BEGIN Data block

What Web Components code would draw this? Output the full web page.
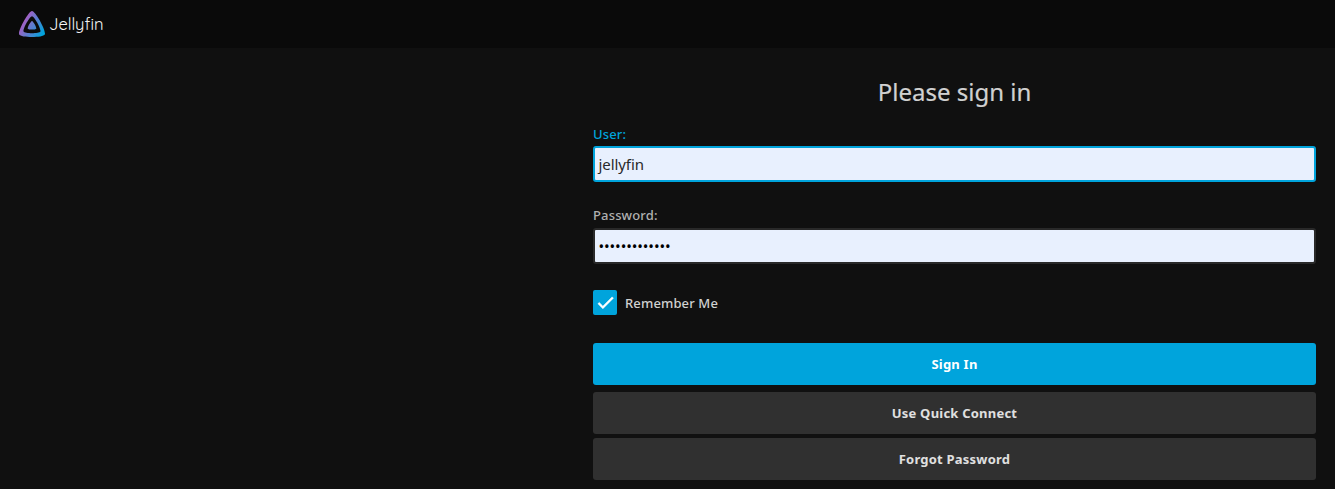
<!DOCTYPE html>
<html lang="en">
<head>
<meta charset="utf-8">
<title>Jellyfin</title>
<style>
html, body { margin: 0; height: 100%; background: #101010; overflow: hidden; }
body { font-family: "Noto Sans", sans-serif; color: #d1d1d1; }
</style>
</head>
<body>
<jf-page>
  <jf-header slot="header">Jellyfin</jf-header>
  <jf-login>
    <span slot="title">Please sign in</span>
    <jf-field class="focused" type="text" value="jellyfin">User:</jf-field>
    <jf-field type="password" value="•••••••••••••">Password:</jf-field>
    <jf-checkbox>Remember Me</jf-checkbox>
    <jf-button class="submit">Sign In</jf-button>
    <jf-button>Use Quick Connect</jf-button>
    <jf-button>Forgot Password</jf-button>
  </jf-login>
</jf-page>
<script>
function define(name, html) {
  customElements.define(name, class extends HTMLElement {
    constructor() {
      super();
      const root = this.attachShadow({ mode: 'open' });
      root.innerHTML = html;
      const value = root.querySelector('.value');
      if (value) value.textContent = this.getAttribute('value');
    }
  });
}

define('jf-page', `
<style>
:host { display: flex; flex-direction: column; height: 489px; }
main { display: flex; justify-content: flex-end; padding-right: 19px; }
</style>
<slot name="header"></slot>
<main><slot></slot></main>`);

define('jf-header', `
<style>
:host { display: flex; align-items: center; box-sizing: border-box; height: 48px; padding: 0 19px; background: #0a0a0a; color: #f4f4f4; }
svg { width: 26px; height: 26px; flex: none; }
.name { font: 400 16.5px/24px Quicksand, Lato, sans-serif; margin-left: 4px; letter-spacing: 0; font-variant-ligatures: none; }
</style>
<svg viewBox="0 0 24 24" aria-hidden="true">
  <defs><linearGradient id="g" gradientUnits="userSpaceOnUse" x1="3" y1="10" x2="22" y2="21"><stop offset="0" stop-color="#aa5cc3"/><stop offset="1" stop-color="#00a4dc"/></linearGradient></defs>
  <path fill="url(#g)" d="M12 .002C8.826.002-1.398 18.537.16 21.666c1.56 3.129 22.14 3.094 23.682 0C25.384 18.573 15.177 0 12 0zm7.76 18.949c-1.008 2.028-14.493 2.05-15.514 0C3.224 16.9 9.92 4.755 12.003 4.755c2.081 0 8.77 12.166 7.759 14.196zM12 9.198c-1.054 0-4.446 6.15-3.93 7.189.518 1.04 7.348 1.027 7.86 0 .511-1.027-2.874-7.19-3.93-7.19z"/>
</svg>
<span class="name"><slot></slot></span>`);

define('jf-login', `
<style>
:host { display: flex; flex-direction: column; width: 723px; }
h1 { font-size: 24px; line-height: 34px; font-weight: 400; text-align: center; margin: 27px 0 16px; -webkit-text-stroke: .2px; }
</style>
<h1><slot name="title"></slot></h1>
<slot></slot>`);

define('jf-field', `
<style>
:host { display: flex; flex-direction: column; margin-bottom: 24px; font-size: 13px; --edge: #292929; color: #b0b0b0; }
:host(.focused) { --edge: #00a4dc; color: #00a4dc; }
label { line-height: 18px; margin-bottom: 3px; font-weight: 500; letter-spacing: .15px; }
:host([type=password]) label { margin-bottom: 4px; }
.box { display: flex; align-items: center; box-sizing: border-box; height: 36px; border: 2px solid var(--edge); border-radius: 3px; background: #e8f0fe; padding: 0 3.5px; color: #292929; font-size: 15px; line-height: 20px; letter-spacing: -.08px; }
:host([type=password]) .box { color: #000; letter-spacing: -.1px; padding: 0 3.5px; }
</style>
<label><slot></slot></label>
<div class="box"><span class="value"></span></div>`);

define('jf-checkbox', `
<style>
:host { display: flex; align-items: center; height: 25px; margin: 2px 0 28px; font-size: 13px; font-weight: 500; letter-spacing: .13px; }
.box { width: 24px; height: 25px; background: #00a4dc; border-radius: 2px; margin-right: 8px; display: flex; align-items: center; justify-content: center; }
svg { width: 21px; height: 21px; }
</style>
<span class="box"><svg viewBox="0 0 24 24"><path fill="#fff" d="M9 16.17 4.83 12l-1.42 1.41L9 19 21 7l-1.41-1.41z" stroke="#fff" stroke-width=".7"/></svg></span>
<slot></slot>`);

define('jf-button', `
<style>
:host { display: flex; align-items: center; justify-content: center; height: 42px; flex: none; margin-bottom: 4px; border-radius: 3px; background: #303030; color: #e0e0e0; font-size: 13px; font-weight: 700; letter-spacing: .22px; }
:host(.submit) { background: #00a4dc; color: #fff; margin-bottom: 7px; }
</style>
<slot></slot>`);
</script>
</body>
</html>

END Data block

Give back the whole listing as it stands, minus its pictures.

What Web Components code would draw this? Output the full web page.
<!DOCTYPE html>
<html lang="en">
<head>
<meta charset="utf-8">
<title>Jellyfin</title>
<style>
html, body { margin: 0; height: 100%; background: #101010; overflow: hidden; }
body { font-family: "Noto Sans", sans-serif; color: #d1d1d1; }
</style>
</head>
<body>
<jf-page>
  <jf-header slot="header">Jellyfin</jf-header>
  <jf-login>
    <span slot="title">Please sign in</span>
    <jf-field class="focused" type="text" value="jellyfin">User:</jf-field>
    <jf-field type="password" value="•••••••••••••">Password:</jf-field>
    <jf-checkbox>Remember Me</jf-checkbox>
    <jf-button class="submit">Sign In</jf-button>
    <jf-button>Use Quick Connect</jf-button>
    <jf-button>Forgot Password</jf-button>
  </jf-login>
</jf-page>
<script>
function define(name, html) {
  customElements.define(name, class extends HTMLElement {
    constructor() {
      super();
      const root = this.attachShadow({ mode: 'open' });
      root.innerHTML = html;
      const value = root.querySelector('.value');
      if (value) value.textContent = this.getAttribute('value');
    }
  });
}

define('jf-page', `
<style>
:host { display: flex; flex-direction: column; height: 489px; }
main { display: flex; justify-content: flex-end; padding-right: 19px; }
</style>
<slot name="header"></slot>
<main><slot></slot></main>`);

define('jf-header', `
<style>
:host { display: flex; align-items: center; box-sizing: border-box; height: 48px; padding: 0 19px; background: #0a0a0a; color: #f4f4f4; }
svg { width: 26px; height: 26px; flex: none; }
.name { font: 400 16.5px/24px Quicksand, Lato, sans-serif; margin-left: 4px; letter-spacing: 0; font-variant-ligatures: none; }
</style>
<svg viewBox="0 0 24 24" aria-hidden="true">
  <defs><linearGradient id="g" gradientUnits="userSpaceOnUse" x1="3" y1="10" x2="22" y2="21"><stop offset="0" stop-color="#aa5cc3"/><stop offset="1" stop-color="#00a4dc"/></linearGradient></defs>
  <path fill="url(#g)" d="M12 .002C8.826.002-1.398 18.537.16 21.666c1.56 3.129 22.14 3.094 23.682 0C25.384 18.573 15.177 0 12 0zm7.76 18.949c-1.008 2.028-14.493 2.05-15.514 0C3.224 16.9 9.92 4.755 12.003 4.755c2.081 0 8.77 12.166 7.759 14.196zM12 9.198c-1.054 0-4.446 6.15-3.93 7.189.518 1.04 7.348 1.027 7.86 0 .511-1.027-2.874-7.19-3.93-7.19z"/>
</svg>
<span class="name"><slot></slot></span>`);

define('jf-login', `
<style>
:host { display: flex; flex-direction: column; width: 723px; }
h1 { font-size: 24px; line-height: 34px; font-weight: 400; text-align: center; margin: 27px 0 16px; -webkit-text-stroke: .2px; }
</style>
<h1><slot name="title"></slot></h1>
<slot></slot>`);

define('jf-field', `
<style>
:host { display: flex; flex-direction: column; margin-bottom: 24px; font-size: 13px; --edge: #292929; color: #b0b0b0; }
:host(.focused) { --edge: #00a4dc; color: #00a4dc; }
label { line-height: 18px; margin-bottom: 3px; font-weight: 500; letter-spacing: .15px; }
:host([type=password]) label { margin-bottom: 4px; }
.box { display: flex; align-items: center; box-sizing: border-box; height: 36px; border: 2px solid var(--edge); border-radius: 3px; background: #e8f0fe; padding: 0 3.5px; color: #292929; font-size: 15px; line-height: 20px; letter-spacing: -.08px; }
:host([type=password]) .box { color: #000; letter-spacing: -.1px; padding: 0 3.5px; }
</style>
<label><slot></slot></label>
<div class="box"><span class="value"></span></div>`);

define('jf-checkbox', `
<style>
:host { display: flex; align-items: center; height: 25px; margin: 2px 0 28px; font-size: 13px; font-weight: 500; letter-spacing: .13px; }
.box { width: 24px; height: 25px; background: #00a4dc; border-radius: 2px; margin-right: 8px; display: flex; align-items: center; justify-content: center; }
svg { width: 21px; height: 21px; }
</style>
<span class="box"><svg viewBox="0 0 24 24"><path fill="#fff" d="M9 16.17 4.83 12l-1.42 1.41L9 19 21 7l-1.41-1.41z" stroke="#fff" stroke-width=".7"/></svg></span>
<slot></slot>`);

define('jf-button', `
<style>
:host { display: flex; align-items: center; justify-content: center; height: 42px; flex: none; margin-bottom: 4px; border-radius: 3px; background: #303030; color: #e0e0e0; font-size: 13px; font-weight: 700; letter-spacing: .22px; }
:host(.submit) { background: #00a4dc; color: #fff; margin-bottom: 7px; }
</style>
<slot></slot>`);
</script>
</body>
</html>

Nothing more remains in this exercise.